These are Malaysia, Jordan and Morocco. All three being for Dr. Williams, cases where the State is willing to recognize "a concept of citizenship that is not identical with belonging to the umma". Unfortunately, and this is the key to the fallacy of Dr. William's entire thesis, the facts argue quite the contrary to his hypothesis. At least it does very strongly in two of the three cases. If one were to peruse the relative country files in the American State Department's 'religious freedom,' index (, one sees the following: in the case of Jordan, which is widely regarded (and to some extent truthfully) as a 'moderate' Muslim country:

"Because Shari'a governs the personal status of Muslims, converting from Islam to Christianity and proselytism of Muslims are not allowed. Muslims who convert to another religion face societal and governmental discrimination. Under Shari'a, converts are regarded as apostates and may be denied their civil and property rights. The Government maintains it neither encourages nor prohibits apostasy. The Government does not recognize converts from Islam as falling under the jurisdiction of their new religious community's laws in matters of personal status; converts are still considered Muslims. Converts to Islam fall under the jurisdiction of Shari'a courts. Shari'a, in theory, provides for the death penalty for Muslims who apostatize; however, the Government has never applied such punishment. The Government allows conversion to Islam....

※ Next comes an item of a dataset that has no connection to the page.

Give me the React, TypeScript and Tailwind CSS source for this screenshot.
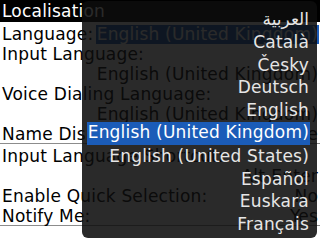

In September 2004, on the order of a Shari'a court, the authorities arrested a convert from Islam to Christianity and held him overnight on charges of apostasy. In November 2004 a Shari'a court found the defendant guilty of apostasy. The ruling was upheld in January 2005 by a Shari'a appeals court. The verdict declared the convert to be a ward of the state, stripped him of his civil rights, and annulled his marriage. It further declared him to be without any religious identity. It stated that he lost all rights to inheritance and may not remarry his (now former) wife unless he returns to Islam, and forbade his being considered an adherent of any other religion. The verdict implies the possibility that legal and physical custody of his child could be assigned to someone else. The convert left the country, received refugee status, and was resettled in the United States".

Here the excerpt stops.